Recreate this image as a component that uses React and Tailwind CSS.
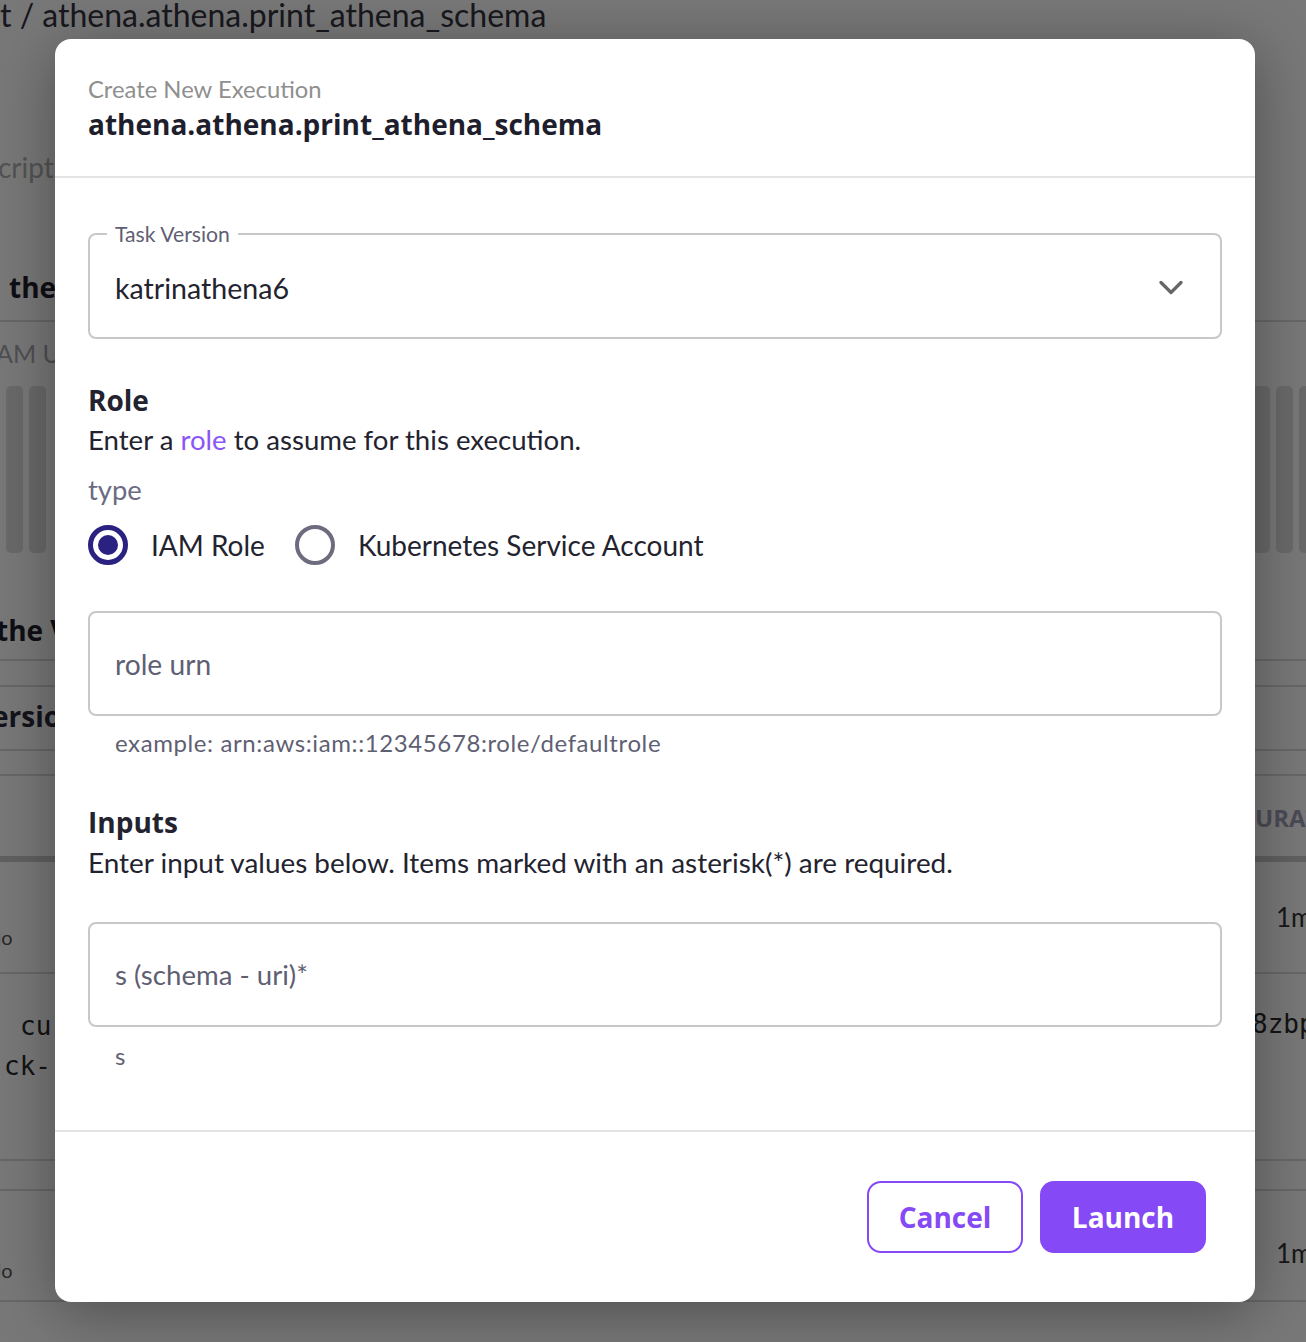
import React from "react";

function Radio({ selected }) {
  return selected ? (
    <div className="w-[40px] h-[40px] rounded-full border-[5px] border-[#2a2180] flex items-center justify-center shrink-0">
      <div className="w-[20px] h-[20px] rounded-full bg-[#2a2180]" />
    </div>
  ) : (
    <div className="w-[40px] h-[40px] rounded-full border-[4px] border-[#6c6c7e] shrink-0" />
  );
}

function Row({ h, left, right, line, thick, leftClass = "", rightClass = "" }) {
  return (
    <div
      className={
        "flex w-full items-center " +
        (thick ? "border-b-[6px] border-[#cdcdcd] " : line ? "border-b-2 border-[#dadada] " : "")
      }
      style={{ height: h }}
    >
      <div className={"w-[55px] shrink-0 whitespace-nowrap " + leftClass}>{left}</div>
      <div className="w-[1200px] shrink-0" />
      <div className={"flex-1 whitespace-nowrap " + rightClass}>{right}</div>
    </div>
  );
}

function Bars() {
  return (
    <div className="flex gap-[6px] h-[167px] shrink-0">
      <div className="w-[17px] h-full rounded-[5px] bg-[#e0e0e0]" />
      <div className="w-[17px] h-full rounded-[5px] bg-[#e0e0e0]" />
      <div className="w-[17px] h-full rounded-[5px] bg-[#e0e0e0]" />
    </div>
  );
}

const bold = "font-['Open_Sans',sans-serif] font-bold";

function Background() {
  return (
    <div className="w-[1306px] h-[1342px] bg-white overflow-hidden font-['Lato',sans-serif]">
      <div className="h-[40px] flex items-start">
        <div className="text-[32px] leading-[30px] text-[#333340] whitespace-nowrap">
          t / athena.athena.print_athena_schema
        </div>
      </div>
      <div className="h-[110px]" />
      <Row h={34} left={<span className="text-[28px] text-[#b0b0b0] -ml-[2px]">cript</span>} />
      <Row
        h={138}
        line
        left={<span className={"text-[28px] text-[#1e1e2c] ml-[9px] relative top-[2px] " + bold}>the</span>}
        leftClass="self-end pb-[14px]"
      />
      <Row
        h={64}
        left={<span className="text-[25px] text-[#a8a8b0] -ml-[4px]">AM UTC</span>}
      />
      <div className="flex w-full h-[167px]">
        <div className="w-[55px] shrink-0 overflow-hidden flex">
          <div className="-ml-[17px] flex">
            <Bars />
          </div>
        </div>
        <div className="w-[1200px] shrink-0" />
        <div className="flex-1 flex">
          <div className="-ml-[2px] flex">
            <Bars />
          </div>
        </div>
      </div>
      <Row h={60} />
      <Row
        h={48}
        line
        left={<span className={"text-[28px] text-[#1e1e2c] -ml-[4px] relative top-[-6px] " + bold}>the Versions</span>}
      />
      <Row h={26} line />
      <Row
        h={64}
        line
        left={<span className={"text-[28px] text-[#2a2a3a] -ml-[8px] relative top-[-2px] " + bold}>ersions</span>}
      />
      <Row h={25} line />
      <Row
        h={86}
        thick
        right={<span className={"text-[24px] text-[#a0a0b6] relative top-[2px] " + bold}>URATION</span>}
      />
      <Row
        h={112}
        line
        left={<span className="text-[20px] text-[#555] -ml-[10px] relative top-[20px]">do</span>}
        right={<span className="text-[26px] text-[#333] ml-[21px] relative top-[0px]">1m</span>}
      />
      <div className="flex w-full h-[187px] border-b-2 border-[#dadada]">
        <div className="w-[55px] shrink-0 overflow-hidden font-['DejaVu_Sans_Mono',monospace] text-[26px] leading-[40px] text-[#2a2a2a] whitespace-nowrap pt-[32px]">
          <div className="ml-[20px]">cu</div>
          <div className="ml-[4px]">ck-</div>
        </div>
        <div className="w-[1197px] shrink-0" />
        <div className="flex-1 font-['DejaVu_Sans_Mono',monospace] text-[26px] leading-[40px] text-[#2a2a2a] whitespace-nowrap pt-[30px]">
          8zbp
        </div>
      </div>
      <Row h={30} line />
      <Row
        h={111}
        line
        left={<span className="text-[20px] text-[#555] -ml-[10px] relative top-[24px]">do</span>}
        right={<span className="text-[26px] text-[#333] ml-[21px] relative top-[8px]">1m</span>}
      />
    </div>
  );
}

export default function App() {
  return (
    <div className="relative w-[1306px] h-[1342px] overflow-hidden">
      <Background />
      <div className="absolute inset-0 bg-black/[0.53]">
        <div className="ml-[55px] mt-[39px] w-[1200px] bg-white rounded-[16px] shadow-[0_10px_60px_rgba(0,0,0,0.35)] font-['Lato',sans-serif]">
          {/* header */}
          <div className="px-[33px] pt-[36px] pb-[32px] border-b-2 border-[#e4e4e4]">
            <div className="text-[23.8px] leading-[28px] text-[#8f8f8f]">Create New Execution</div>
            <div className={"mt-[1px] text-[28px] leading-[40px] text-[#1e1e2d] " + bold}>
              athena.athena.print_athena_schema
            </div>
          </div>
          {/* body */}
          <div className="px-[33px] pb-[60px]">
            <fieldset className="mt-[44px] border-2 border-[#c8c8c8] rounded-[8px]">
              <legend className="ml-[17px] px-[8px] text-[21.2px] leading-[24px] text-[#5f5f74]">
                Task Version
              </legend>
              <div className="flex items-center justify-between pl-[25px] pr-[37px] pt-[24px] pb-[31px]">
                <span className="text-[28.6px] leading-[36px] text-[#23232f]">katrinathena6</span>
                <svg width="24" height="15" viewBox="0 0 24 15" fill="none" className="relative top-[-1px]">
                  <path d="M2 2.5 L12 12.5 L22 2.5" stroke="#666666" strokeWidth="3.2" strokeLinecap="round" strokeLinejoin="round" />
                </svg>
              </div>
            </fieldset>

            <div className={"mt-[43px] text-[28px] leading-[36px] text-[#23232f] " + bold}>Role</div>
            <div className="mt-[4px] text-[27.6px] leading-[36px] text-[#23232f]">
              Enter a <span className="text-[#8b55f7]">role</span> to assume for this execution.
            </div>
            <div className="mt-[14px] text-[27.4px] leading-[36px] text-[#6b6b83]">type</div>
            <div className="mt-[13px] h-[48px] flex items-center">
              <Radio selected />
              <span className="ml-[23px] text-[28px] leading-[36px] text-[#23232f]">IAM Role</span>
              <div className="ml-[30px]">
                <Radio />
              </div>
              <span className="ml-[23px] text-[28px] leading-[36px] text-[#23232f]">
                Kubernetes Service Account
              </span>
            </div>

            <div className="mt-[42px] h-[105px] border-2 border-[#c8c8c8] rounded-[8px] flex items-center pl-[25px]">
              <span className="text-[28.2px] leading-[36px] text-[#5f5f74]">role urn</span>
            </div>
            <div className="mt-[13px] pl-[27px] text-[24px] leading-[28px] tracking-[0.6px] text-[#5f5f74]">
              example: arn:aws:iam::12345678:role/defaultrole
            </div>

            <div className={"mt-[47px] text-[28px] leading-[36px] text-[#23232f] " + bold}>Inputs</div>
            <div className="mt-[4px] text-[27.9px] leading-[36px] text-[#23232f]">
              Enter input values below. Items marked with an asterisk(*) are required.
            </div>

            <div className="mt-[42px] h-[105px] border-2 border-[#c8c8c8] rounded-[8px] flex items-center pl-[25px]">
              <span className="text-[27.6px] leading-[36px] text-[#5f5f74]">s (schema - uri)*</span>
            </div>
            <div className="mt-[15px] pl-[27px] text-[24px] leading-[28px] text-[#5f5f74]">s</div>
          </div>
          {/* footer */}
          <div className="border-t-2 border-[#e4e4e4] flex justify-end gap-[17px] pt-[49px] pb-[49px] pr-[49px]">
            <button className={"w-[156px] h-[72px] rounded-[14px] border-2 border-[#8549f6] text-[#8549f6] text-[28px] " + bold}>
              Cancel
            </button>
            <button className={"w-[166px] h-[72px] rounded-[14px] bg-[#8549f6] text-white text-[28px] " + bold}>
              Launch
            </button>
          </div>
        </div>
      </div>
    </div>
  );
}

-=-=-=-=-

▶ [Required task]
Copy nothing but the lines from the top of the data down to the line containing "import React from", and leave the pictures out.

▶ [Response]
Recreate this image as a component that uses React and Tailwind CSS.
import React from "react";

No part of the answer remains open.